So many Americans are now living to be old. And we require so much health care. Do these two facts mean we need to ration this care on the basis of age?
Since the 1980s, Daniel Callahan has been suggesting as much. And at a recent conference on end-of-life issues he raised again the questions that have made him a target for elder advocates.
This conference, sponsored by Boston College, drew to Newton some 65 presenters and attenders from around the country, researchers and practitioners in medicine, law, social work, and other fields.
As keynote speaker, Daniel Callahan asked the question “Does Age Matter?” making it the title of his talk.
Co-founder of the Hastings Center in Garrison, New York in 1969, Callahan has been talking and writing about medical ethics for many years. He has authored or edited 35 books and many articles. Mild-mannered though he is in his own person, he has managed to turn some of his critics into angry hornets.
- Aging and death are on a collision course, this keynoter points out, since most people – – in this country, at least – – do not die until well into their 70s or beyond. This increased longevity makes for three tensions:
- In the United States, old age is no longer seen as a time of certain decline and disability;
- Physicians do not accept the inevitability of death and most Americans believe unlimited benefits should be available to everyone;
- Older people should be treated on an individual basis, no matter what the pressures on Medicare and other funding sources.
Palliative care, as distinguished from medical services focused on cures, has become an ideal for at least some physicians. However, to make palliative care the norm, when cure is not realistic, requires an acceptance of death that goes beyond where many doctors are. A leading researcher among them, William Haseltine, has called death “nothing but a series of preventable diseases.”
Professionals with this mentality accept death only when technology cannot do anything more. Callahan believes that palliative care – – that is, the effort to keep patients as comfortable and as pain-free as possible – – should be much more honored than it is.
“Care must be seen of equal value with cure,” he says. For him the time has come for restoring a balance between the two. He would also like to see this kind of care made available to those patients who are not terminally ill.
Death should not be seen as the enemy. Callahan does not approve of what he terms the “medical arms race with death.” He takes as a fine model the practice of people in the Czech Republic, a place where he has spent considerable time. There people grow old and are allowed to die rather than being kept alive by technology.
Callahan feels some hope for a different future in our attitudes toward end-of-life treatment. “We are beginning to come to our senses,” he says. “It has been a wonderful ride, but we are reaching the point where enough is enough.”
“We have no moral obligation to keep people alive,” says this moral philosopher. Old people do not fear death in itself, he believes, only dying poorly, without any room for decisions being left to themselves and their families.

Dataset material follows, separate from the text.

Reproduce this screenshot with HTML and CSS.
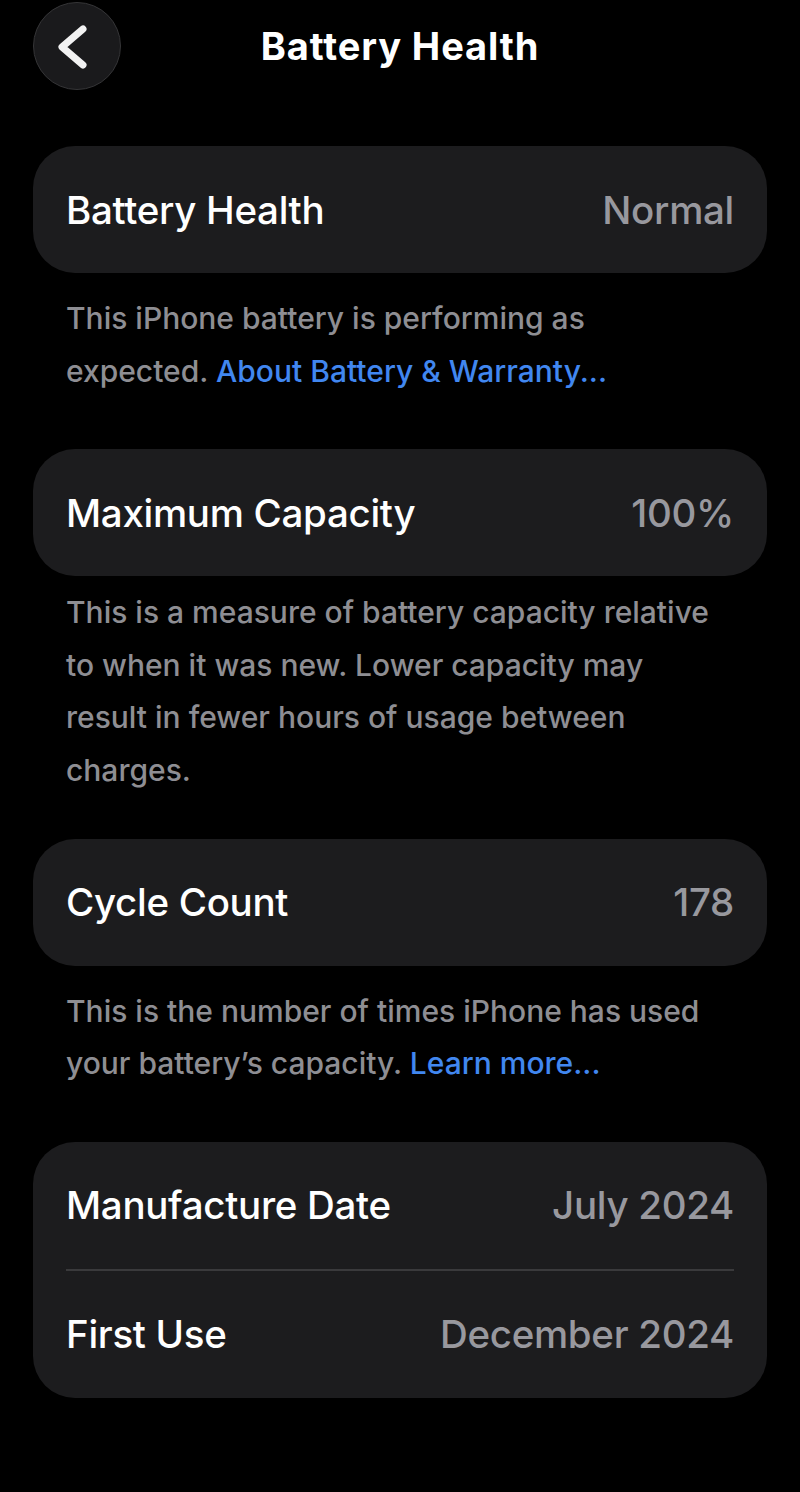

Not surprisingly, designated responders at the conference disagreed with Callahan’s main points. Sara Fry, a Boston College researcher with a background in nursing, stated that “age should never be a criterion for end-of-life care.” Instead, she sees the patient’s prospects or prognosis as the standard by which to judge. How well the patient can bear certain treatments is more relevant than age.
Later Fry would repeat her basic view: “No matter my age, I want a doctor to bring me a cure. I don’t want options eliminated because of age.”
Another respondent, David Solomon from Notre Dame’s Center for Ethics and Culture, judged Callahan not radical enough. He ought to have questioned the distinction between curing and caring, Solomon said, if only because patients see curing as caring.
“If you put curing and caring in tension,” Solomon claimed, “curing will win every time.” This respondent also said that it would be difficult to reduce medical benefits unless elders could be convinced it was for their own good.
John Paris, a Jesuit priest who is an ethicist on the Boston College faculty, recalled his grandmother who worked as a matron at Boston City Hospital. “It’s sinful what they’re doing to those patients,” she would have said. Father Paris sees acceptance of the human condition as the key to it all.
Readers will find discussed here only one session of a conference that lasted a day and a half and featured many other presentations rich in content. The part reported here, however, does raise some central questions that are bound to stir debate for the foreseeable future.